Seated is a series of ten square format acrylic on canvas images that continue the exploration of saturated colour, and introduces text for the first time. All figures are seated on versions of the same ornate chair. All explore the lives of women, their relationships to men and to each other, and the many emotions and changes they experience as they live their lives from birth to old age and approaching death. Some of these images are personal; some are portraits of real people; some are more symbolic. All evoke the pain and wonder of being female.

 

The Abstract View

For some time I have been working towards a more abstract image. These paintings emerged very quickly into colour and pattern, line and movement, to express the emotion of each piece. They are building on the work that came before, but will I hope, lead me in new directions.

 

People and Portraits

The human body is a great challenge to any painter.

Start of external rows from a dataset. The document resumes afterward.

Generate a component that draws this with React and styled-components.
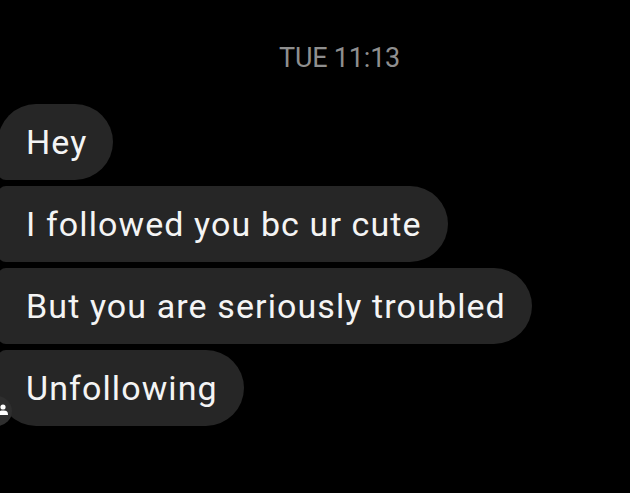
import React from "react";
import styled, { createGlobalStyle } from "styled-components";

const Global = createGlobalStyle`
  html, body { margin: 0; padding: 0; background: #000; }
  body { width: 630px; height: 493px; overflow: hidden; }
`;

const Screen = styled.div`
  width: 630px;
  height: 493px;
  background: #000;
  font-family: Roboto, "Liberation Sans", sans-serif;
  overflow: hidden;
  position: relative;
`;

const Stamp = styled.div`
  padding: 42px 0 0 279px;
  height: 64px;
  box-sizing: border-box;
  color: #8f8f8f;
  font-size: 27px;
  line-height: 32px;
  letter-spacing: -0.2px;
`;

const Thread = styled.div`
  display: flex;
  flex-direction: column;
  align-items: flex-start;
  gap: 6px;
  margin-top: 40px;
  margin-left: -2px;
  position: relative;
`;

const Bubble = styled.div`
  background: #262626;
  color: #f4f4f4;
  height: 76px;
  display: flex;
  align-items: center;
  padding: 0 26px 0 28px;
  box-sizing: border-box;
  font-size: 34px;
  letter-spacing: 1.1px;
  white-space: nowrap;
  border-radius: ${(p) => (p.$first ? "38px" : "8px")} 38px 38px
    ${(p) => (p.$last ? "38px" : "8px")};
`;

const Avatar = styled.div`
  position: absolute;
  left: -16px;
  bottom: 0;
  width: 30px;
  height: 30px;
  border-radius: 50%;
  background: #2e2e2e;
  display: flex;
  align-items: center;
  justify-content: flex-end;
  padding-right: 4px;
  box-sizing: border-box;
  padding-bottom: 4px;
`;

const messages = [
  "Hey",
  "I followed you bc ur cute",
  "But you are seriously troubled",
  "Unfollowing",
];

export default function App() {
  return (
    <Screen>
      <Global />
      <Stamp>TUE 11:13</Stamp>
      <Thread>
        {messages.map((m, i) => (
          <Bubble key={i} $first={i === 0} $last={i === messages.length - 1}>
            {m}
          </Bubble>
        ))}
        <Avatar>
          <svg width="10" height="11" viewBox="0 0 10 11">
            <circle cx="5" cy="3" r="2.6" fill="#fff" />
            <path d="M0 11 C0 7 2 6.5 5 6.5 C8 6.5 10 7 10 11 Z" fill="#fff" />
          </svg>
        </Avatar>
      </Thread>
    </Screen>
  );
}
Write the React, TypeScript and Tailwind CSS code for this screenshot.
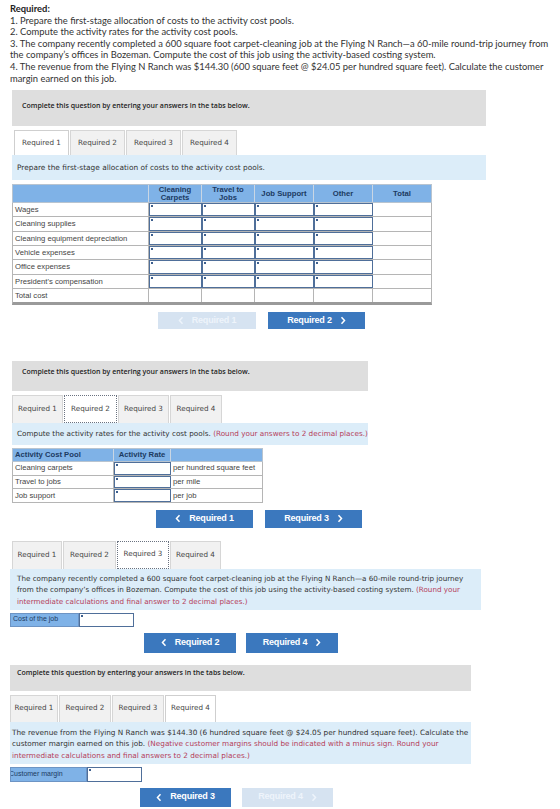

I watch people everywhere and they appear in starring and secondary roles, as themselves or simply as a pattern element. I photograph my friends and they appear in my paintings, sometimes as themselves, sometimes in disguise.

 

 

Birds of My World

My home on the side of the Fraser River is ideal for watching the daily life and annual migrations of many winged beings. There is always an eagle or two sitting in the snag beyond my deck. I speak to them daily as I pass beneath them and their songs echo up and down the valley during all the seasons of the year. Ravens are with me winter and summer: the sound of their wings overhead, their raucous calls of greeting, the sight and sound of their wild quarrels over a kill. White river gulls wing up and down the river morning and night all summer. The September song of the sandhill cranes is one of my favorite sounds. A flock of geese or swans or pelicans occasionally settles on the sandbar to rest from the long flight north. I wait anxiously for the he first flash of a bluebird, or another sighting of red and yellow tanagers. The return of the hummingbirds is reason for major celebration. Is it any wonder that they find their way into my work?

 

 

Artist’s Collection

In the work of many painters there are key pieces that mark a new discovery, a change in direction, the successful interpretation of an idea. Some or all of these have a special value to the artist; selections they are happy to retain in their own collection. These are some of mine, but these too are always for sale.